## GOAL
Look through the data below and extract, unchanged, the lines from the one that contains "Give me the" to the one that contains "const cols = 'grid", both included.

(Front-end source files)
=-=-=

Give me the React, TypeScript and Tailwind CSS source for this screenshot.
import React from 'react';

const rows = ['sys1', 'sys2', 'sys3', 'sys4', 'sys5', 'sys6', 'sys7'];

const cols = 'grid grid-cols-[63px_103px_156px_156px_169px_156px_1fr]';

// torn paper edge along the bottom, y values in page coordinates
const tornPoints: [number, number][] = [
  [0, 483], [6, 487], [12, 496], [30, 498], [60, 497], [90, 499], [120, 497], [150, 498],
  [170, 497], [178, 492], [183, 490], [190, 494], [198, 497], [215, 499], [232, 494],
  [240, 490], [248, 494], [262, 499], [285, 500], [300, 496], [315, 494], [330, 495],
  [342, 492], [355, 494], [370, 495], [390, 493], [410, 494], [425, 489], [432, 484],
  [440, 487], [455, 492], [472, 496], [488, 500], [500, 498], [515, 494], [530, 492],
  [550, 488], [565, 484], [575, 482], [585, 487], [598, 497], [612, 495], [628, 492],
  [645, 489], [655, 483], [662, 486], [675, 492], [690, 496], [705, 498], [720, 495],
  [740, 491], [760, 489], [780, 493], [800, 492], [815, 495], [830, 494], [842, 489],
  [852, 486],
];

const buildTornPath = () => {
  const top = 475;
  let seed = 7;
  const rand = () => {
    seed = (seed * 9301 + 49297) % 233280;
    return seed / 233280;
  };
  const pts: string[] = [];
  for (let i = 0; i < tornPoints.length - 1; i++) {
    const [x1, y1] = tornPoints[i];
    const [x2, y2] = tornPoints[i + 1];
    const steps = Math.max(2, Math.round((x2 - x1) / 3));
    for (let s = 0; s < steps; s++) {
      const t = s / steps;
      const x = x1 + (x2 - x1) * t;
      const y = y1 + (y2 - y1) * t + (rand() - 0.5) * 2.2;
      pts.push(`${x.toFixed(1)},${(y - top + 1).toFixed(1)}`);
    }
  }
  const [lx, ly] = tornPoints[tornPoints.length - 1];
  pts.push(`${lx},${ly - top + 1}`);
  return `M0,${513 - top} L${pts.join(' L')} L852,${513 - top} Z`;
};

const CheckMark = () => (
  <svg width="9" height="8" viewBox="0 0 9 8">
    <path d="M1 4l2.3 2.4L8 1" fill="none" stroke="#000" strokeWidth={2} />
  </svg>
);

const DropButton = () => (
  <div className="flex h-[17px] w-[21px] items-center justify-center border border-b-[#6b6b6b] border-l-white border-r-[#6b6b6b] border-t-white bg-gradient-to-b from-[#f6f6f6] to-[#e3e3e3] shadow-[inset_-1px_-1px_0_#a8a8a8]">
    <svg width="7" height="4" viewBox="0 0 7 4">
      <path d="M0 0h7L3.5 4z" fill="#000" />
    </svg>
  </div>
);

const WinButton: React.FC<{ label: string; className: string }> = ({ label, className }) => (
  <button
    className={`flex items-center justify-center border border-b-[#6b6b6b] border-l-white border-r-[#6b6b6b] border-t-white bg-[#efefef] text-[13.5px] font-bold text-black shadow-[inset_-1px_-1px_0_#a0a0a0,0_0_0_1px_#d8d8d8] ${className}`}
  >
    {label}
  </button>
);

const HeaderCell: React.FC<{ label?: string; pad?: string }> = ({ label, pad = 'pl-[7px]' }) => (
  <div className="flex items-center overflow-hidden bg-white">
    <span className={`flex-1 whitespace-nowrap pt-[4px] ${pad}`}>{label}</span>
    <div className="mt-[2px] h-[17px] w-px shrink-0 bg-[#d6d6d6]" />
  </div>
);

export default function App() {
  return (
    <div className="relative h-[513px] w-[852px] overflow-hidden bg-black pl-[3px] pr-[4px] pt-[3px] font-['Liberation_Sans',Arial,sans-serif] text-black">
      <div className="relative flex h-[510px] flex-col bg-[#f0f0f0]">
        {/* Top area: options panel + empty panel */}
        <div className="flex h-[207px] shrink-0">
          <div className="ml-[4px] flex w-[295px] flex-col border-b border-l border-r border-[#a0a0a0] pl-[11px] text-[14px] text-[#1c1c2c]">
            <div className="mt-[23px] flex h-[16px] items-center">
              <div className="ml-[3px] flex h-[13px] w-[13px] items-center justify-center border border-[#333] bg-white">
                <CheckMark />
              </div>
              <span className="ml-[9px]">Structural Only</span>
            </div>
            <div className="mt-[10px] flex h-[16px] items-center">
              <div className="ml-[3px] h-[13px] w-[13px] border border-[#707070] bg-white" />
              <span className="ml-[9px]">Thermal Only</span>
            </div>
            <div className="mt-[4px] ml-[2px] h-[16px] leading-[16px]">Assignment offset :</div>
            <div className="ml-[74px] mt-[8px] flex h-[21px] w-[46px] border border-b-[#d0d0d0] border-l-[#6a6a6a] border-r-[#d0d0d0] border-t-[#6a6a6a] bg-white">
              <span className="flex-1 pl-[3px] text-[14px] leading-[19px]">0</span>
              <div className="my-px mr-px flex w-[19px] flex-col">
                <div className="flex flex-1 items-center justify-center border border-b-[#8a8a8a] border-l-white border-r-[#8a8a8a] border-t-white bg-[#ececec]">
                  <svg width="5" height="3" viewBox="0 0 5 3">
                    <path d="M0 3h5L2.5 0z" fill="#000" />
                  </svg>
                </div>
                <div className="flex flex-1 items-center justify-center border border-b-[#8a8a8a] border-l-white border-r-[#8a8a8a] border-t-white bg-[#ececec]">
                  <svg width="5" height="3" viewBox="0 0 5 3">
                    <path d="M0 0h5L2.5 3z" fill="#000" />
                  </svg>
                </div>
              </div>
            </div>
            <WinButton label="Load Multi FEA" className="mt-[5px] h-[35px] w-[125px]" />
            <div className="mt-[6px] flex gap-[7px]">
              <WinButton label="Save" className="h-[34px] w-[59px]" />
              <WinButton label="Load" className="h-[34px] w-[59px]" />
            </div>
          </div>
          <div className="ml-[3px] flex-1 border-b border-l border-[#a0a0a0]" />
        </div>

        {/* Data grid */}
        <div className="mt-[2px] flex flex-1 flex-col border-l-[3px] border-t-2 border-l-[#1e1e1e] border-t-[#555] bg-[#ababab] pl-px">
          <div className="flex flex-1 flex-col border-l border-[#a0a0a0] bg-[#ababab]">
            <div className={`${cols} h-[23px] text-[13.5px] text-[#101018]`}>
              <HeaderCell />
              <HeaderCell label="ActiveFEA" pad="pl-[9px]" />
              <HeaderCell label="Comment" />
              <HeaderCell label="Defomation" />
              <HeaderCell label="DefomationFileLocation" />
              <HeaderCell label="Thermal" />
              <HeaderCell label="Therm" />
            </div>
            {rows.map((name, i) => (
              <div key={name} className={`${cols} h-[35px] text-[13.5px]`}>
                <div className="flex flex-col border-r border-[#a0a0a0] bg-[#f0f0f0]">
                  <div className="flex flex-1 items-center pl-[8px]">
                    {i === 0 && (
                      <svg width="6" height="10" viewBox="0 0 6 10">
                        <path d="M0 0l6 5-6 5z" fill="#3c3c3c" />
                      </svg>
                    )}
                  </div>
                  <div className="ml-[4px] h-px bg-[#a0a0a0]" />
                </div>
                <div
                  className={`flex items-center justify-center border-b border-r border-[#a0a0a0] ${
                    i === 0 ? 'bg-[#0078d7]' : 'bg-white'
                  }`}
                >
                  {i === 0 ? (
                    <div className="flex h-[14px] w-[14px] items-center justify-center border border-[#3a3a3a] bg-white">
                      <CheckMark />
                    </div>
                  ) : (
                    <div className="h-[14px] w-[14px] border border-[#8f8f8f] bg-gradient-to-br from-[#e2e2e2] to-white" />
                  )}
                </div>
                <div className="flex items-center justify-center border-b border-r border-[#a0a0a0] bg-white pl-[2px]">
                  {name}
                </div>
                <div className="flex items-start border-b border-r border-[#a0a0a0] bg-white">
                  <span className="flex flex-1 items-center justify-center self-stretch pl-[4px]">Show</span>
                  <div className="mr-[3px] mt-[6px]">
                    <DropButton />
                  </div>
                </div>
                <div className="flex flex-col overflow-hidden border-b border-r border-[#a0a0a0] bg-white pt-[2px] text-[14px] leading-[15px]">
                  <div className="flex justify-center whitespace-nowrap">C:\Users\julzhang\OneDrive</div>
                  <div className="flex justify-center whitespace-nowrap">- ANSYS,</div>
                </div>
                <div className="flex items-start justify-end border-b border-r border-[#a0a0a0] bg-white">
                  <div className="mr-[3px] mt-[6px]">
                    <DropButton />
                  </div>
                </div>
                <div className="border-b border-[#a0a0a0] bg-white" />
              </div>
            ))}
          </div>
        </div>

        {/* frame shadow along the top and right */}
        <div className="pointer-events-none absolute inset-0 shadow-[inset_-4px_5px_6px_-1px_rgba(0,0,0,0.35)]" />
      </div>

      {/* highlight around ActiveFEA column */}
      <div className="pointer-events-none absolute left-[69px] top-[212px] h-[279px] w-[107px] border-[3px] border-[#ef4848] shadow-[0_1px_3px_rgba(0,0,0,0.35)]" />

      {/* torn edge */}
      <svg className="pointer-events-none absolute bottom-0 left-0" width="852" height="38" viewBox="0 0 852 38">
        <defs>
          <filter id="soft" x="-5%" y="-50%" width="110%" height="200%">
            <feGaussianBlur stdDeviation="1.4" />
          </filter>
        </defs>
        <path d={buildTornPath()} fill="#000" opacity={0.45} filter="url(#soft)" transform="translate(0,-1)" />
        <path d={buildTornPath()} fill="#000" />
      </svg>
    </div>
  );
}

=-=-=

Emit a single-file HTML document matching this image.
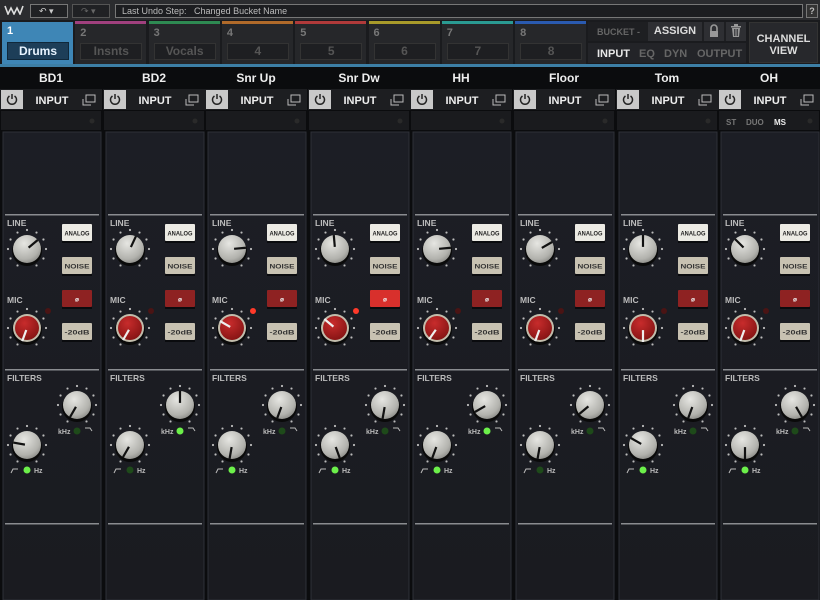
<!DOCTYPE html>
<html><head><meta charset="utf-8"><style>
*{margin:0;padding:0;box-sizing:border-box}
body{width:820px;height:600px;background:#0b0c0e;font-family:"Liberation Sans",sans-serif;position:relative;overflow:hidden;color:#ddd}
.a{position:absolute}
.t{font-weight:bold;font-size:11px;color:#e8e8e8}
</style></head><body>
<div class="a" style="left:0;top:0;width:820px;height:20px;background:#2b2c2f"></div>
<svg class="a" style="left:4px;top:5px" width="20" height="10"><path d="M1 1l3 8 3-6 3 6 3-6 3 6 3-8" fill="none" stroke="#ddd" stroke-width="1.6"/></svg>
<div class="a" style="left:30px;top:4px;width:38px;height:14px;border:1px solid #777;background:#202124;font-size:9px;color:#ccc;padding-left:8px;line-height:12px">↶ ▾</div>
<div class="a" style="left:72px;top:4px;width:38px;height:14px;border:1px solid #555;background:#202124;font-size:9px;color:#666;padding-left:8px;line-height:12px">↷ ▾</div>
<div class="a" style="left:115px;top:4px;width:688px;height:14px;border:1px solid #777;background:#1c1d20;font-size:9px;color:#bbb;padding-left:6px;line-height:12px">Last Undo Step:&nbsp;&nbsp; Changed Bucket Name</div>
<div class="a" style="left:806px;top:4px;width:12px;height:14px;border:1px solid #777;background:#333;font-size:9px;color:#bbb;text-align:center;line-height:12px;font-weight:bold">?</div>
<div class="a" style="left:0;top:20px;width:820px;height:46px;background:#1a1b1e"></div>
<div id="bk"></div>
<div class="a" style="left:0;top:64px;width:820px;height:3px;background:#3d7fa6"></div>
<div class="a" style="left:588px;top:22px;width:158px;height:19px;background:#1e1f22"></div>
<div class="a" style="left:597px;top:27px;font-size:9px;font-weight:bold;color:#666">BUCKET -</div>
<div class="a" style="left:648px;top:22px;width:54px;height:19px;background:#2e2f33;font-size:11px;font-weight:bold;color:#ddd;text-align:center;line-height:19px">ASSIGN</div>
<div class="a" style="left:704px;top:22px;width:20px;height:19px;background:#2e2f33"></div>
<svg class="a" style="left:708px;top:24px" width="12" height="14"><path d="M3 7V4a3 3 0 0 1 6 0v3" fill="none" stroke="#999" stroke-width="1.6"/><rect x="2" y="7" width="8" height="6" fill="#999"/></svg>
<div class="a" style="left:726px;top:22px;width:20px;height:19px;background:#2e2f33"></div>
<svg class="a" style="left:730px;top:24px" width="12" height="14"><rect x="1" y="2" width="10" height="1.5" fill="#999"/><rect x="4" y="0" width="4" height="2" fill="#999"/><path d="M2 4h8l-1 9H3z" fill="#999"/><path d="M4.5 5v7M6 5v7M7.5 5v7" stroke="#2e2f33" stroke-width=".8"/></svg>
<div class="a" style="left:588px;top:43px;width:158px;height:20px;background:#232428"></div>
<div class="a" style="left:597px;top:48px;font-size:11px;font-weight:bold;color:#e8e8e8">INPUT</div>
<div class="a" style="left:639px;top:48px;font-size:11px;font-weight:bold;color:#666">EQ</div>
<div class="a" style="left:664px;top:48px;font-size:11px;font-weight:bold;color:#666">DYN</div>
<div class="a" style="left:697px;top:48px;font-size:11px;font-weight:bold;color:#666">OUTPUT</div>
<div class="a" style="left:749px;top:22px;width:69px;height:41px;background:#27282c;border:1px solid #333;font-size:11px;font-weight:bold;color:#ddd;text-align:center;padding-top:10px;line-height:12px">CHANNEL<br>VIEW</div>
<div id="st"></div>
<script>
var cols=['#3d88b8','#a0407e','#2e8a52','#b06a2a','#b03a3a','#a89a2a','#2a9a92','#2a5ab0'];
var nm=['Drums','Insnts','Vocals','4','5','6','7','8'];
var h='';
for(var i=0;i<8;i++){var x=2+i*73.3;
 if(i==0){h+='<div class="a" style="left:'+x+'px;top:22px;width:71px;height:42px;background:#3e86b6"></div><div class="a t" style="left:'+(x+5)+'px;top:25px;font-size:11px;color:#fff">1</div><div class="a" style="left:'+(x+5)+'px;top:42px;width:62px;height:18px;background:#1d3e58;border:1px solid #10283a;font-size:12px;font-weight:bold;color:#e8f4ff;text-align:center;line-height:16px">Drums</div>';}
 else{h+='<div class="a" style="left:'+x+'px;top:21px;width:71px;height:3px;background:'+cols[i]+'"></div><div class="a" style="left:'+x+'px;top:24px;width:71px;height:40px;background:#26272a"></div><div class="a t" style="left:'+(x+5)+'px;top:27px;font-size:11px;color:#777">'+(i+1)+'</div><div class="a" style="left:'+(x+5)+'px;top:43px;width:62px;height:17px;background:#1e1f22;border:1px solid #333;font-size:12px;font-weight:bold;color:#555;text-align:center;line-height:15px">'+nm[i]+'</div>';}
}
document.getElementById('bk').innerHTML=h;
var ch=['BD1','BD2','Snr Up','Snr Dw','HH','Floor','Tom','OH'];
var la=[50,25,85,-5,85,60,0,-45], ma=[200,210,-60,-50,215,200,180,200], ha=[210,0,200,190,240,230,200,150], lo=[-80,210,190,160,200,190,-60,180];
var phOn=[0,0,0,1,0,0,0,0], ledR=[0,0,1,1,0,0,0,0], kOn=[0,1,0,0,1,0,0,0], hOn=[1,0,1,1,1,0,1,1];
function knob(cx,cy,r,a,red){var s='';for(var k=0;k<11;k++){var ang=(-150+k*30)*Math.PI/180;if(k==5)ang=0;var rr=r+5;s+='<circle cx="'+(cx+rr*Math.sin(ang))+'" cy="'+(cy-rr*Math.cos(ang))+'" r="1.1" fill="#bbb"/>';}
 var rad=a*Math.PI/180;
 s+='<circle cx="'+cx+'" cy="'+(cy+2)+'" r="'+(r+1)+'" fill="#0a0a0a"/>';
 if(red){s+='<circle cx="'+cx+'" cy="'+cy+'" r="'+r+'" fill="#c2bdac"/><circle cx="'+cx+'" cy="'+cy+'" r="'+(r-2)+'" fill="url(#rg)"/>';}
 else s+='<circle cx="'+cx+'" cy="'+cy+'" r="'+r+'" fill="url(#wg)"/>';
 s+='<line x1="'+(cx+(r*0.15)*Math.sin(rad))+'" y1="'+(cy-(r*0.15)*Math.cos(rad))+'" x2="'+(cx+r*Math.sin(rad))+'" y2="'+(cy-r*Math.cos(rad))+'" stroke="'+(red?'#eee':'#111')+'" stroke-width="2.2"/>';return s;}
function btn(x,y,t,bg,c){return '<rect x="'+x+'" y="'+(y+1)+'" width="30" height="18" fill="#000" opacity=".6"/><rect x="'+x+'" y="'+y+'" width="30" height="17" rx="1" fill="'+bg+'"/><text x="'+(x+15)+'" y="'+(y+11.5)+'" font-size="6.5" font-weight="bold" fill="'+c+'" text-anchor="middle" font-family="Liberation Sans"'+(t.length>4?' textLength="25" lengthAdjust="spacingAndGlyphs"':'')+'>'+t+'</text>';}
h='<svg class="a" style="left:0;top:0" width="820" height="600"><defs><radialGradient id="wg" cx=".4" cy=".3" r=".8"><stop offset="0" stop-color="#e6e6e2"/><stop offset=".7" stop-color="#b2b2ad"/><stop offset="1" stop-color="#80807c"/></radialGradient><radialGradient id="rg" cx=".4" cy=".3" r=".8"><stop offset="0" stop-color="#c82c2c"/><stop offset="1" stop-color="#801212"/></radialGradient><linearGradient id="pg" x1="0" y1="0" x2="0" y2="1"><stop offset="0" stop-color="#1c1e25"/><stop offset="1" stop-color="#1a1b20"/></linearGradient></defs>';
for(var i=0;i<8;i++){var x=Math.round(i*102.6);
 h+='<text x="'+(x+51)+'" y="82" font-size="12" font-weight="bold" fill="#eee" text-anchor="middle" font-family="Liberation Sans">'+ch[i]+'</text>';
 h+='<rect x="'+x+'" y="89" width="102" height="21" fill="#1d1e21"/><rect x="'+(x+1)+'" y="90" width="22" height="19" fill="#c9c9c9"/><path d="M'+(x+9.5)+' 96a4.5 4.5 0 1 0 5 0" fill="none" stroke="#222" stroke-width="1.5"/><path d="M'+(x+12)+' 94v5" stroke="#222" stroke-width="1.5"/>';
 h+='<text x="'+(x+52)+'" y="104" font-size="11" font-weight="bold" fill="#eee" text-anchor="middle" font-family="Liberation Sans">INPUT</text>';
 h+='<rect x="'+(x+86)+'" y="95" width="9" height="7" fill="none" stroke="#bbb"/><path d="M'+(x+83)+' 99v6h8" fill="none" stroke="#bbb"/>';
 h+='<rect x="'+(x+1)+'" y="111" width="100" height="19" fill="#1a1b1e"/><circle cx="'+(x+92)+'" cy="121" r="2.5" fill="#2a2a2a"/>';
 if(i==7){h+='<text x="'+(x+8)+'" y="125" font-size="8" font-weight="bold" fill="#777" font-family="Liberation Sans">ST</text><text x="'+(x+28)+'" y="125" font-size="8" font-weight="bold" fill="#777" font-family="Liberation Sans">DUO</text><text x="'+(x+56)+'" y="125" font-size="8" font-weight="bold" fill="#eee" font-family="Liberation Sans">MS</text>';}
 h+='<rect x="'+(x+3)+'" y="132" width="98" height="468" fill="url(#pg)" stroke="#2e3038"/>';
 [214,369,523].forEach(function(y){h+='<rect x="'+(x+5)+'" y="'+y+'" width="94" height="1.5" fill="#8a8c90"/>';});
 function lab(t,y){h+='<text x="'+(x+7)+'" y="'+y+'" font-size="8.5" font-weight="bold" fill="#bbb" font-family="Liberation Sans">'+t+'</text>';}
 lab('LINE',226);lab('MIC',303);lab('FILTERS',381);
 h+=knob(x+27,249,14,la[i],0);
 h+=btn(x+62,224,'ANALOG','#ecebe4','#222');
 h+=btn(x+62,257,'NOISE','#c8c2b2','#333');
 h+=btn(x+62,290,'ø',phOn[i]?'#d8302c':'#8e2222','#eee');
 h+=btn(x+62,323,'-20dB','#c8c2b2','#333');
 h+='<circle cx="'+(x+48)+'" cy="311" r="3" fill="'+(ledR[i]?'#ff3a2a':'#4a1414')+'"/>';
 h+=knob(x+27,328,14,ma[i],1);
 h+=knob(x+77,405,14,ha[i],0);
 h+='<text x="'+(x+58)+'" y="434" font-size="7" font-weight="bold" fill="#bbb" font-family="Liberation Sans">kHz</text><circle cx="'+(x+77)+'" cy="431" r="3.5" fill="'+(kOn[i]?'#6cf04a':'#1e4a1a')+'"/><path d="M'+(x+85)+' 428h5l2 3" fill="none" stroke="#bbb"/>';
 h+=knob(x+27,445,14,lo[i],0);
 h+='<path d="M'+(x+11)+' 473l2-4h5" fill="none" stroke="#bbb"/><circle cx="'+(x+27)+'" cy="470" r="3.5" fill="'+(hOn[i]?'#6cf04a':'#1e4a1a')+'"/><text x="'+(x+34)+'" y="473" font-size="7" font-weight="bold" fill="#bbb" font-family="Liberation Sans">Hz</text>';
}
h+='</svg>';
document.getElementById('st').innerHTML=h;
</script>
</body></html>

=-=-=

## EXERCISE RESPONSE
Give me the React, TypeScript and Tailwind CSS source for this screenshot.
import React from 'react';

const rows = ['sys1', 'sys2', 'sys3', 'sys4', 'sys5', 'sys6', 'sys7'];

const cols = 'grid grid-cols-[63px_103px_156px_156px_169px_156px_1fr]';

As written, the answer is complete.